I think it speaks to the power of conditioning and socialisation that people will accept - hook, line and sinker - restrictions on their lives and personhood without ever asking why. We live our lives, day to day decisions and behaviours informed by myths, and we don't question these things because someone told us so, and pretty much everyone is acting in accordance, therefore these things must be valid.

It is at this point that I like to cough, "bullshit."

Of course, no respectable woman should curse. Nor should she smoke, wear mini-skirts, twerk, use contraception, or ask a man on a date. She should wear makeup, but not too much. She should marry as early as possible, cook, clean, and never raise her voice. She should be a virgin till she marries but a freak when her man demands it. She should have less than 2000 followers on twitter and no cleavage on Instagram. And she had better know her place on game night!

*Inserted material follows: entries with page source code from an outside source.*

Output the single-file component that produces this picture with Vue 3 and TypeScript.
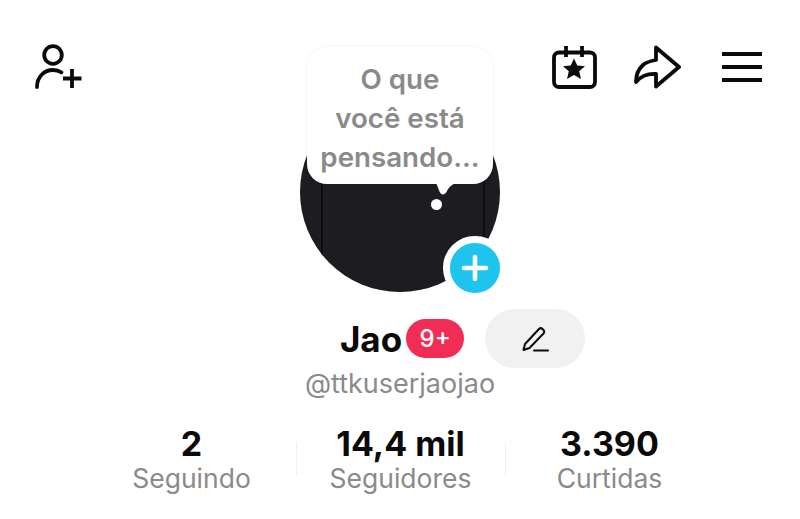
<script setup lang="ts">
const stats: { value: string; label: string }[] = [
  { value: '2', label: 'Seguindo' },
  { value: '14,4 mil', label: 'Seguidores' },
  { value: '3.390', label: 'Curtidas' },
]
</script>

<template>
  <main class="page">
    <header class="top">
      <svg class="add-user" width="50" height="46" viewBox="0 0 50 46" fill="none" stroke="#0a0a0a" stroke-width="3.800">
        <circle cx="19" cy="11" r="8.800" />
        <path d="M3 43c0-10 7-17 16-17 3 0 6 .8 8.500 2.300" stroke-linecap="round" />
        <path d="M29 34.500h18.500M38 25v19" />
      </svg>
      <div class="avatar-wrap">
        <div class="avatar">
          <span class="edge edge-l"></span>
          <span class="edge edge-r"></span>
        </div>
        <div class="bubble">
          <span>O que<br />você está<br />pensando...</span>
        </div>
        <svg class="notch" width="24" height="14" viewBox="0 0 24 14"><path d="M3 0h21c-5 1-8 4-10 8-1 3-4 4-5.500 3C6.500 10 5.500 5 3 0z" fill="#fff" /></svg>
        <i class="dot"></i>
        <div class="plus">
          <svg width="28" height="28" viewBox="0 0 28 28"><path d="M14 3v22M3 14h22" stroke="#fff" stroke-width="4.600" stroke-linecap="round" /></svg>
        </div>
      </div>
      <div class="actions">
        <svg width="45" height="43" viewBox="0 0 45 43" fill="none" stroke="#0a0a0a" stroke-width="3.800">
          <rect x="2" y="6.500" width="41" height="34.500" rx="5" />
          <path d="M14 0v11M30 0v11" />
          <path d="M22 12.500l3.300 7 7.700.7-5.800 5.100 1.800 7.600-7-4-7 4 1.800-7.600-5.800-5.100 7.700-.7z" fill="#0a0a0a" stroke="none" />
        </svg>
        <svg class="share" width="47" height="44" viewBox="0 0 47 44" fill="none" stroke="#0a0a0a" stroke-width="3.800" stroke-linejoin="round">
          <path d="M22 2.500L45 22 22 41.500V29C13 28.500 7 31 2 37c0-8 2.500-13 7-17 3-2.500 7-4 13-5z" />
        </svg>
        <div class="menu"><i></i><i></i><i></i></div>
      </div>
    </header>

    <section class="identity">
      <div class="name-row">
        <div class="name-group">
          <h1>Jao</h1>
          <span class="badge">9+</span>
        </div>
        <button class="edit" type="button" aria-label="Editar">
          <svg width="28" height="26" viewBox="0 0 28 26" fill="none" stroke="#0a0a0a" stroke-width="2" stroke-linejoin="round">
            <path d="M2.500 24l1.500-6L18 3c1-1 2.500-1 3.500 0l1 1c1 1 1 2.500 0 3.500L8.500 22z" />
            <path d="M13 24.500h14" stroke-linecap="round" />
          </svg>
        </button>
      </div>
      <p class="handle">@ttkuserjaojao</p>
    </section>

    <section class="stats">
      <div v-for="s in stats" :key="s.label" class="stat">
        <strong>{{ s.value }}</strong>
        <span>{{ s.label }}</span>
      </div>
    </section>
  </main>
</template>

<style>
html, body { margin: 0; background: #fff; overflow: hidden; }
</style>

<style scoped>
.page {
  width: 800px;
  height: 519px;
  padding-top: 44px;
  box-sizing: border-box;
  font-family: Inter, "Liberation Sans", sans-serif;
  color: #0a0a0a;
  background: #fff;
  overflow: hidden;
}
.top {
  display: grid;
  grid-template-columns: 1fr 200px 1fr;
  align-items: start;
}
.add-user { margin-left: 34px; }
.avatar-wrap {
  position: relative;
  padding-top: 48px;
}
.avatar {
  position: relative;
  width: 200px;
  height: 200px;
  border-radius: 50%;
  background: #1d1c20;
  overflow: hidden;
}
.edge {
  position: absolute;
  top: 0;
  bottom: 0;
  width: 2px;
  background: #0b0d10;
}
.edge-l { left: 21px; }
.edge-r { right: 15px; }
.bubble {
  position: absolute;
  left: 7px;
  top: 3px;
  width: 186px;
  height: 137px;
  box-sizing: border-box;
  padding-top: 6px;
  border-radius: 20px;
  background: #fff;
  box-shadow: 0 0 4px rgba(0, 0, 0, 0.06);
  display: flex;
  align-items: center;
  justify-content: center;
  text-align: center;
  font-size: 27.700px;
  font-weight: 600;
  line-height: 39px;
  color: #8a8a8a;
}
.notch {
  position: absolute;
  left: 133px;
  top: 139px;
}
.dot {
  position: absolute;
  left: 131px;
  top: 155px;
  width: 11px;
  height: 11px;
  border-radius: 50%;
  background: #fff;
}
.plus {
  position: absolute;
  left: 143px;
  top: 192px;
  width: 50px;
  height: 50px;
  border: 7px solid #fff;
  border-radius: 50%;
  background: #1fc4ee;
  display: flex;
  align-items: center;
  justify-content: center;
}
.actions {
  display: flex;
  align-items: center;
  justify-content: flex-end;
  padding: 1px 38px 0 0;
}
.share { margin-left: 37px; }
.menu {
  margin-left: 41px;
  width: 40px;
  display: flex;
  flex-direction: column;
  gap: 9.500px;
}
.menu i {
  display: block;
  height: 3.500px;
  background: #0a0a0a;
}
.identity {
  margin-top: 17px;
}
.name-row {
  display: grid;
  grid-template-columns: 1fr auto 1fr;
  align-items: center;
  height: 59px;
  padding-left: 4px;
}
.name-group {
  grid-column: 2;
  display: flex;
  align-items: center;
  gap: 4px;
}
h1 {
  margin: 0;
  font-size: 35px;
  font-weight: 700;
  line-height: 40px;
}
.badge {
  width: 58px;
  height: 39px;
  border-radius: 19.500px;
  background: #f22d55;
  color: #fff;
  font-size: 24px;
  font-weight: 500;
  display: flex;
  align-items: center;
  justify-content: center;
}
.edit {
  grid-column: 3;
  justify-self: start;
  margin-left: 21px;
  width: 100px;
  height: 59px;
  padding: 0;
  border: 0;
  border-radius: 30px;
  background: #f1f1f2;
  display: flex;
  align-items: center;
  justify-content: center;
}
.handle {
  margin: 0;
  text-align: center;
  font-size: 27px;
  line-height: 32px;
  color: #8a8a8a;
}
.stats {
  margin: 24px 0 0 87px;
  display: grid;
  grid-template-columns: repeat(3, 209px);
}
.stat {
  position: relative;
  display: flex;
  flex-direction: column;
  align-items: center;
}
.stat + .stat::before {
  content: "";
  position: absolute;
  left: 0;
  top: 18px;
  height: 34px;
  width: 1px;
  background: #f0f0f0;
}
.stat strong {
  font-size: 34px;
  font-weight: 700;
  line-height: 39px;
}
.stat span {
  margin-top: -1px;
  font-size: 26.500px;
  line-height: 32px;
  color: #8a8a8a;
}
</style>
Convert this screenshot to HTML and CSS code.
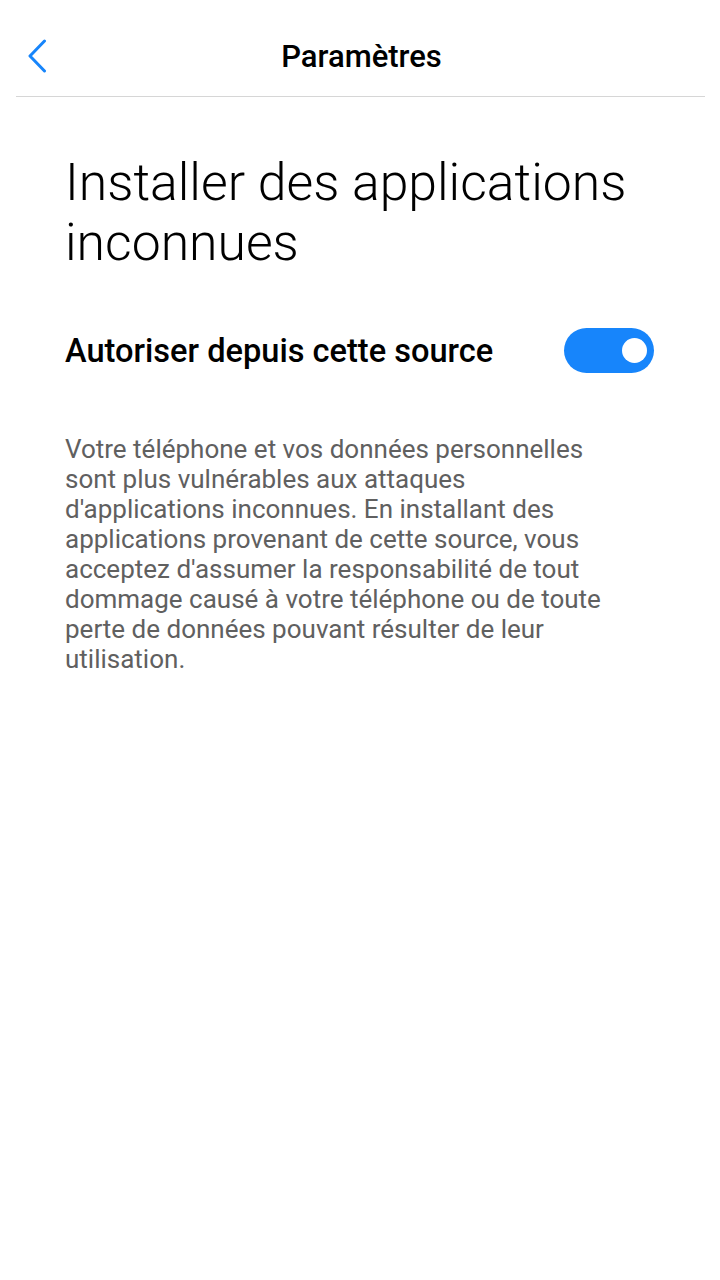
FILE: index.html
```html
<!DOCTYPE html>
<html lang="fr">

<head>
  <meta charset="UTF-8" />
  <meta name="viewport" content="width=device-width, initial-scale=1.0" />
  <title>Paramètres</title>
  <link rel="stylesheet" href="styles.css">
</head>

<body>
  <header class="topbar">
    <button class="back" aria-label="Retour">
      <svg width="22" height="34" viewBox="0 0 22 34">
        <path d="M18.5 2 L4 17 L18.5 32" fill="none" stroke="#1785fb" stroke-width="3" stroke-linecap="round" stroke-linejoin="round" />
      </svg>
    </button>
    <h1 class="topbar-title">Paramètres</h1>
  </header>

  <main class="content">
    <h2 class="page-title">Installer des applications inconnues</h2>

    <div class="setting-row">
      <span class="setting-label">Autoriser depuis cette source</span>
      <span class="switch on"><span class="knob"></span></span>
    </div>

    <p class="warning">Votre téléphone et vos données personnelles sont plus vulnérables aux attaques d'applications inconnues. En installant des applications provenant de cette source, vous acceptez d'assumer la responsabilité de tout dommage causé à votre téléphone ou de toute perte de données pouvant résulter de leur utilisation.</p>
  </main>
</body>

</html>
```

FILE: styles.css
```css
* {
  margin: 0;
  padding: 0;
  box-sizing: border-box;
}

html,
body {
  font-family: Roboto, 'Noto Sans', sans-serif;
  background: #ffffff;
  color: #000;
  height: 100%;
}

.topbar {
  display: flex;
  align-items: center;
  justify-content: center;
  position: relative;
  height: 97px;
  padding-top: 17px;
  margin: 0 15px 0 16px;
  border-bottom: 1px solid #d6d6d6;
}

.back {
  position: absolute;
  left: 10px;
  top: 39px;
  background: none;
  border: none;
  display: flex;
}

.topbar-title {
  font-size: 31px;
  font-weight: 500;
  margin-left: 2px;
}

.content {
  padding: 0 66px 0 65px;
}

.page-title {
  font-size: 51.7px;
  font-weight: 300;
  line-height: 60px;
  margin-top: 56px;
}

.setting-row {
  display: flex;
  align-items: center;
  justify-content: space-between;
  margin-top: 55px;
}

.setting-label {
  font-size: 32.6px;
  font-weight: 500;
}

.switch {
  width: 90px;
  height: 45px;
  border-radius: 23px;
  background: #1785fb;
  display: flex;
  align-items: center;
  justify-content: flex-end;
  padding-right: 7px;
}

.knob {
  width: 25px;
  height: 25px;
  border-radius: 50%;
  background: #fff;
}

.warning {
  margin-top: 61px;
  max-width: 555px;
  font-size: 26px;
  line-height: 30px;
  color: #606060;
}
```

The more patriarchal a society is, the more prescriptions of proper behaviour women are saddled with, restrictions which are almost always designed to limit women's pleasure in themselves (as in personal fulfilment) and their bodies. On the one hand, there is the status of 'lady' and eventually 'matron' to aspire to; the respectable female who has conformed to the patriarchy's code of conduct, and on the other - the temptress, wanton, slut, bitch, 'independent woman', bitter woman, gold-digger...there are probably as many names as there are patriarchal cultures, and more besides.

The thing that really grinds my gears though, is that most of the things women are not supposed to do, men are not just permitted to, but even lauded for. The average conversation about respectability with regard to, say, monogamy/fidelity, vice, parenting (I acknowledge that one might need to adjust for biology in some cases, but stay with me), money management - pretty much every significant aspect of adult life, will include vilification of non-conforming women and excuses for 'non-conforming men'. ('Non-conforming men' is in quotes because there is almost no such thing; men are 'respectable' by default in a patriarchal system, at least until they deviate from the defined norms of 'masculine' behaviour.)

There are far too many manifestations of this phenomenon for me to be able to address it in one blog post. Hell, in one lifetime! So I'll just end this by leaving you with this thought: next time you see a woman doing something 'unladylike', ask yourself why you think her behaviour is inappropriate. I bet you nine times out of ten it will come down to - you guessed it - patriarchy.

Doesn't that just make you want to punch something?